GraphDB 9.5 offers data virtualization from tables to graphs and back
Ontotext, a provider of enterprise knowledge graph technology and semantic database engines, has released GraphDB 9.5.
According to Ontotext, with GraphDB users can turn any structured data into a uniform graph, accessing data in relational databases as a virtual graph as well as transforming and reconciling tabular data into graphs with unambiguous semantics.
With this release, all GraphDB editions now support accessing relational databases such as Oracle, MySQL, PostgreSQL, Microsoft SQL Server, IBM Db2, H2, and Dremio through a virtual SPARQL endpoint configured by R2RML or OBDA descriptor. Users can access data that is impractical to replicate into a native RDF model or perform batch transformation using a declarative language. Virtualized data is accessible through virtual repositories, which allows for strict access control.

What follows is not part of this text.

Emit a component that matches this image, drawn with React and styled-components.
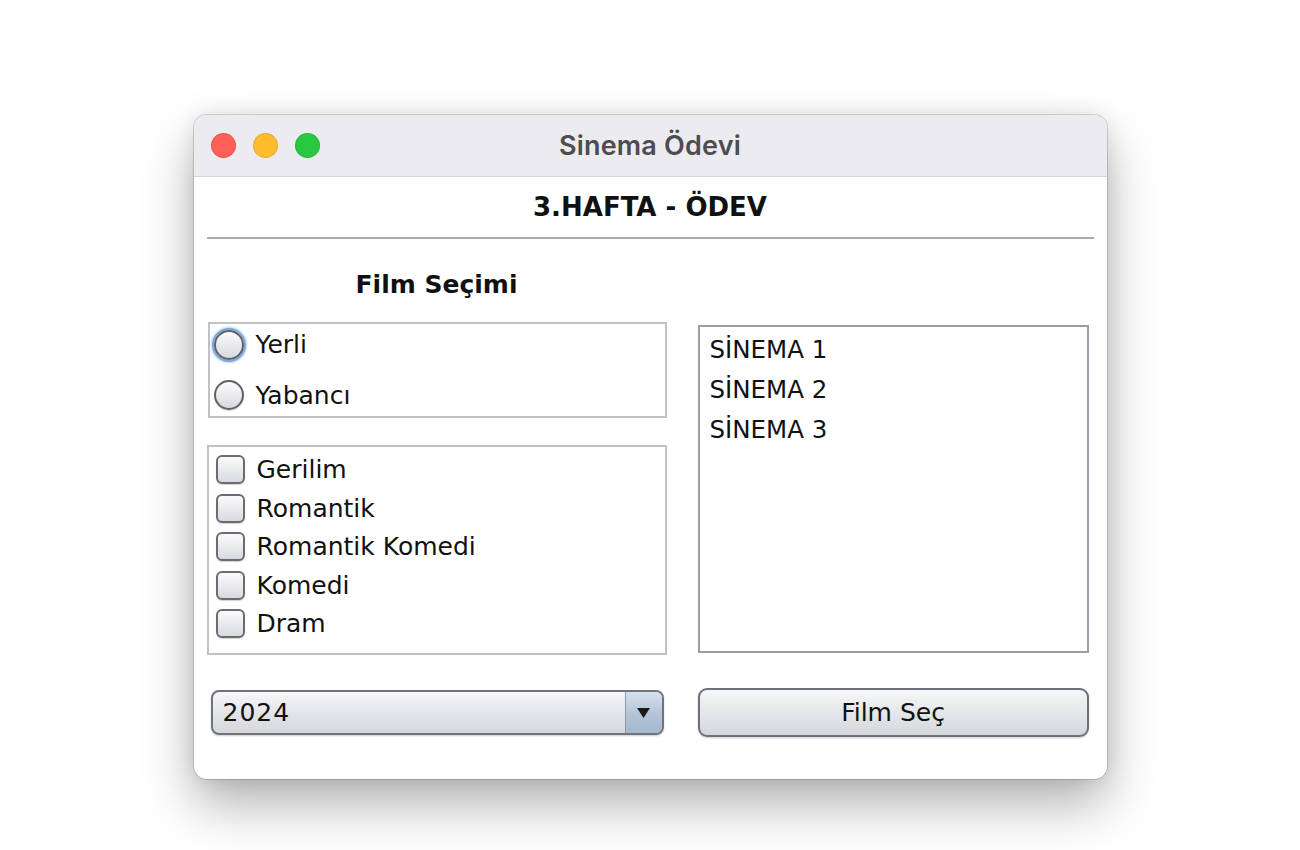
import React from "react"
import styled, { createGlobalStyle } from "styled-components"

const GlobalStyle = createGlobalStyle`
  html, body {
    margin: 0;
    padding: 0;
    background: #ffffff;
  }
  body {
    font-family: "DejaVu Sans", "Liberation Sans", sans-serif;
    color: #111;
  }
`

const Page = styled.div`
  width: 1300px;
  height: 850px;
  padding-top: 115px;
  box-sizing: border-box;
  overflow: hidden;
`

const Window = styled.div`
  width: 913px;
  height: 664px;
  margin: 0 auto;
  border-radius: 13px;
  background: #ffffff;
  overflow: hidden;
  display: flex;
  flex-direction: column;
  box-shadow: 0 26px 52px rgba(0, 0, 0, 0.3), 0 0 20px rgba(0, 0, 0, 0.1),
    0 0 0 1px rgba(0, 0, 0, 0.14);
`

const TitleBar = styled.div`
  position: relative;
  height: 61px;
  flex-shrink: 0;
  background: #ececf0;
  border-bottom: 1px solid #d5d5d8;
  display: flex;
  align-items: center;
  justify-content: center;
`

const Lights = styled.div`
  position: absolute;
  left: 17px;
  top: 18px;
  display: flex;
  gap: 17px;
`

const Light = styled.span`
  width: 25px;
  height: 25px;
  border-radius: 50%;
  background: ${p => p.color};
  box-shadow: inset 0 0 0 1px rgba(0, 0, 0, 0.1);
`

const WindowTitle = styled.div`
  font-family: Inter, "Liberation Sans", sans-serif;
  font-weight: 600;
  font-size: 27px;
  color: #4d4d4f;
  letter-spacing: 0.2px;
`

const Content = styled.div`
  flex: 1;
  padding: 0 13px;
`

const Heading = styled.div`
  height: 60px;
  display: flex;
  align-items: center;
  justify-content: center;
  font-weight: bold;
  font-size: 26px;
  color: #111;
  border-bottom: 2px solid #a9abb4;
`

const Body = styled.div`
  display: grid;
  grid-template-columns: 460px 391px;
  column-gap: 31px;
  padding-top: 23px;
`

const SectionTitle = styled.div`
  height: 44px;
  display: flex;
  align-items: center;
  justify-content: center;
  font-weight: bold;
  font-size: 25px;
  color: #111;
`

const LeftStack = styled.div`
  display: flex;
  flex-direction: column;
  gap: 27px;
  margin-top: 16px;
`

const GroupBox = styled.div`
  box-sizing: border-box;
  height: ${p => p.h}px;
  margin-left: ${p => p.inset || 0}px;
  border: 2px solid #c2c2c4;
  display: flex;
  flex-direction: column;
  padding: ${p => p.pad};
  gap: ${p => p.gap}px;
`

const Option = styled.label`
  display: flex;
  align-items: center;
  gap: 12px;
  height: ${p => p.h}px;
  font-size: 25px;
  color: #111;
`

const Radio = styled.span`
  box-sizing: border-box;
  width: 30px;
  height: 30px;
  border-radius: 50%;
  border: 2px solid #5f6166;
  background: linear-gradient(#fbfbfc, #d7d9dd);
  box-shadow: ${p =>
    p.focused
      ? "0 0 0 2px #7ea9dc, 0 0 2px 3px rgba(126,169,220,0.5)"
      : "0 1px 1px rgba(0,0,0,0.2)"};
`

const Check = styled.span`
  box-sizing: border-box;
  width: 29px;
  height: 29px;
  border-radius: 6px;
  border: 2px solid #6a6c72;
  background: linear-gradient(#fbfbfc, #d8dade);
  box-shadow: 0 1px 1px rgba(0, 0, 0, 0.18);
`

const ListBox = styled.div`
  box-sizing: border-box;
  margin-top: 19px;
  height: 328px;
  border: 2px solid #9c9da8;
  padding: 2px 10px;
  display: flex;
  flex-direction: column;
`

const ListItem = styled.div`
  height: 40px;
  display: flex;
  align-items: center;
  font-size: 24.5px;
  color: #111;
`

const Combo = styled.div`
  box-sizing: border-box;
  margin: 35px 3px 0 4px;
  height: 45px;
  border: 2px solid #6f737c;
  border-radius: 8px;
  overflow: hidden;
  display: flex;
  background: linear-gradient(#f7f7f9, #e1e3e7 55%, #d6d8dc);
  box-shadow: 0 1px 2px rgba(0, 0, 0, 0.2);
`

const ComboValue = styled.div`
  flex: 1;
  display: flex;
  align-items: center;
  padding-left: 10px;
  font-size: 25px;
  letter-spacing: 1px;
  color: #111;
`

const ComboArrow = styled.div`
  width: 36px;
  border-left: 1px solid #8c99a8;
  background: linear-gradient(#d6e1ec, #b2c4d6 55%, #a6b9cc);
  display: flex;
  align-items: center;
  justify-content: center;
`

const Button = styled.button`
  box-sizing: border-box;
  margin-top: 33px;
  height: 49px;
  border: 2px solid #6d7078;
  border-radius: 9px;
  background: linear-gradient(#f7f7f9, #e3e5e8 55%, #d5d7db);
  box-shadow: 0 1px 2px rgba(0, 0, 0, 0.2);
  font-family: "DejaVu Sans", sans-serif;
  font-size: 25px;
  color: #111;
  padding: 0;
`

const genres = ["Gerilim", "Romantik", "Romantik Komedi", "Komedi", "Dram"]
const cinemas = ["SİNEMA 1", "SİNEMA 2", "SİNEMA 3"]

export default function App() {
  return (
    <Page>
      <GlobalStyle />
      <Window>
        <TitleBar>
          <Lights>
            <Light color="#fe5f57" />
            <Light color="#febc2e" />
            <Light color="#28c840" />
          </Lights>
          <WindowTitle>Sinema Ödevi</WindowTitle>
        </TitleBar>
        <Content>
          <Heading>3.HAFTA - ÖDEV</Heading>
          <Body>
            <SectionTitle>Film Seçimi</SectionTitle>
            <div />
            <LeftStack>
              <GroupBox h={96} inset={1} pad="2px 4px" gap={13}>
                <Option h={38}>
                  <Radio focused />
                  Yerli
                </Option>
                <Option h={38}>
                  <Radio />
                  Yabancı
                </Option>
              </GroupBox>
              <GroupBox h={210} pad="8px 7px" gap={9.5}>
                {genres.map(g => (
                  <Option h={29} key={g}>
                    <Check />
                    {g}
                  </Option>
                ))}
              </GroupBox>
            </LeftStack>
            <ListBox>
              {cinemas.map(c => (
                <ListItem key={c}>{c}</ListItem>
              ))}
            </ListBox>
            <Combo>
              <ComboValue>2024</ComboValue>
              <ComboArrow>
                <svg width="15" height="12" viewBox="0 0 15 12">
                  <path d="M1 1h13L7.5 11z" fill="#1a1a1a" />
                </svg>
              </ComboArrow>
            </Combo>
            <Button>Film Seç</Button>
          </Body>
        </Content>
      </Window>
    </Page>
  )
}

Following the positive response to the JDBC driver for GraphDB, the new release extends this functionality with a user-friendly interface to manage the SQL views. Part of GraphDB’s Workbench, the interface eliminates the need to access the database file system and performs validations of the input SPARQL query and its binding to SQL value types. All users with read access privileges can list the currently active SQL views, and those with write can create or modify them.
Emphasizing information security, GraphDB decouples the authentication from authorization providers to support a wide range of enterprise use cases and deployment scenarios. The GraphDB 9.5 release introduces single sign-on (SSO) for transparent logging with the new authentication and authorization providers of OpenID Connect (OIDC) and OAuth 2.0.
All previous configurations are compatible, and the latest version supports the definition of a priority list of multiple authentications (HTTP Basic, Kerberos, OIDC, JWT, LDAP) and authorization (Local security database, Kerberos, LDAP, OAuth 2.0) providers.